I've seen plenty of labs mindlessly process E-6 film in their C-41 developer and at least one rather recent case of a lab putting Kodak Vision 3 in their machine. Sometimes people are just doing their job mindlessly on autopilot and don't inspect the canisters.

I don't know anything about film, the goddamn millennial that I am, so I googled what the difference between camera and movie film is and got this off a forum -

The negative for motion picture films have negative perforation (BH - perforation step is 4.740 mm) and film positives and all the 35 mm camera films have positive perforation (KS - perforation step is 4.750 mm). Although the film negatives are they up to 0.01 mm perforation below the photo films, they can be used in ordinary cameras.
In terms of sensitometric characteristics of film (lower contrast ~ 0.55 - 0.60), by augmentation of controlled parameters (developer) to obtain a contrast comparable to that of photo film (γ ~ 0.65 - 0.70).
The negative for motion picture films are made to have a lower contrast because they are copied on positive b&w - for projection. Photo negatives are made for make the positive on paper - reflecting.

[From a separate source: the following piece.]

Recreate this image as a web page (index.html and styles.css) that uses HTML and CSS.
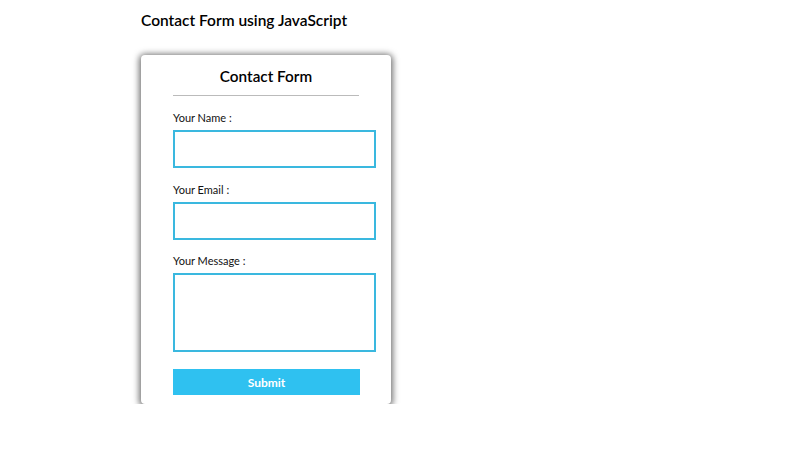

Figured I'd save someone else the Google trouble lol. Had to wade through 40 pages comparing film to digital.

Amazing what people will do to make a buck. Photo film is not something I would think be worth the effort.

Particularly since you could just intentionally make it cheaper and worse, like running it through the gut of a civet cat for example, and lomographers would actually pay more for it.